Bukowiski em cena

Pão com Mortadela, a adaptação para o teatro do romance Misto Quente de Charles Bukowski, entra hoje nas duas últimas semanas em cartaz, no Rio de Janeiro. Confesso que passei a temporada toda deles no Espaço Sesc, um teatro que gosto e costumo freqüentar, desdenhando a montagem do diretor João Fonseca. Tinha cá com meus botões que uma companhia com atores em torno de vinte anos de idade não poderia se aventurar pelo território devasso do “mosca de bar” a ponto de poder representá-lo em cena.

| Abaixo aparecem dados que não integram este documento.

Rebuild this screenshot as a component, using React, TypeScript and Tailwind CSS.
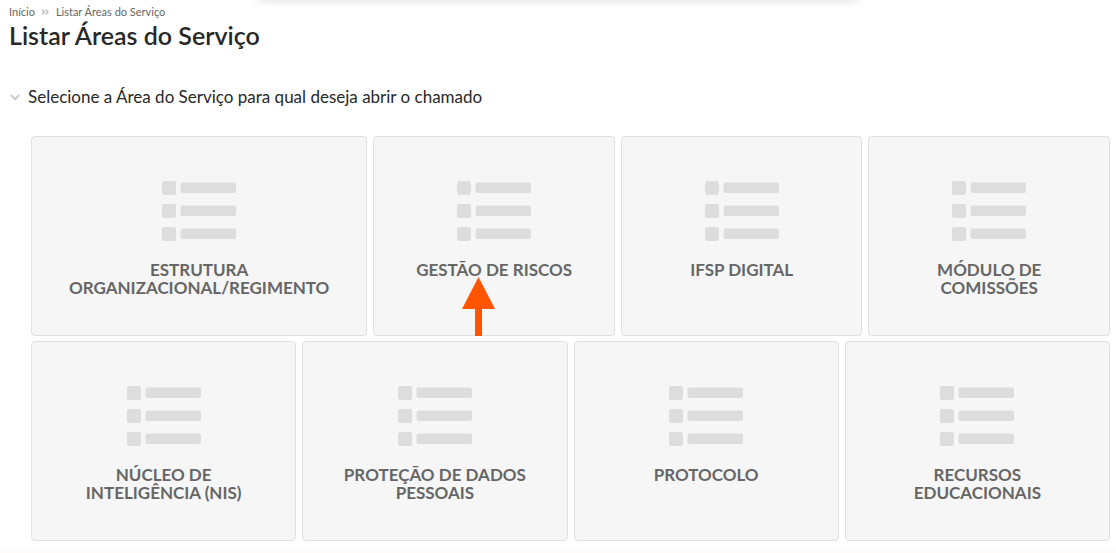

Bukowiski foi um dos heróis dos anos 70 e 80, com suas histórias autobiográficas de bebedeiras, trepadas, brigas e vadiagem. Conseguiu transformar em literatura os fatos mais corriqueiros da sua vida. Fez da adversidade o leitmotiv de sua poesia. Tratou angustias e dramas pessoais com tal crueza de imagens que logrou converter desventuras em aventuras muito engraçadas, cheias de bobagens geniais.
Como essa garotada de hoje – do mundo pós-aids, submetido à ditadura do politicamente correto – poderia entender o universo depravado e desbocado do “velho safado”, era a pergunta subjacente ao pouco crédito que eu dava ao espetáculo.
Na verdade, só aceitei o convite para ir à Casa da Gávea, às oito da noite do domingo passado, debaixo de chuva forte, porque a proposta era, depois da peça, dividir uma picanha no Hipódromo que fica em baixo do teatro e é para mim um dos melhores bares/restaurantes da cidade. Pra resumir a estória, fui ao teatro com o estômago e saí da peça de cabeça feita.
O elenco dá conta do recado; transita pelo universo do autor com desenvoltura e acerta quando opta por uma interpretação histriônica em algumas passagens, que levam a platéia a boas gargalhadas. O cenário é funcional e elegante. O figurino é agradável e eficiente, na medida em que dá suporte discreto a interpretação sucessiva de muitos personagens.
A dramaturgia de João Fonseca é feliz ao transpor para o palco as agruras da infância e adolescência de Henry Chinaski (alter ego de Bukowski, presente em quase toda a sua obra) em esquetes bem construídos, com equivalência cênica, respeitando a ordem cronológica da narrativa e dando o destaque devido a cada personagem na construção da história. Com isso e com o bom desempenho das interpretações em conjunto, a montagem de Pão com Mortadela garante a unidade do espetáculo e o prazer do espectador, do início ao fim.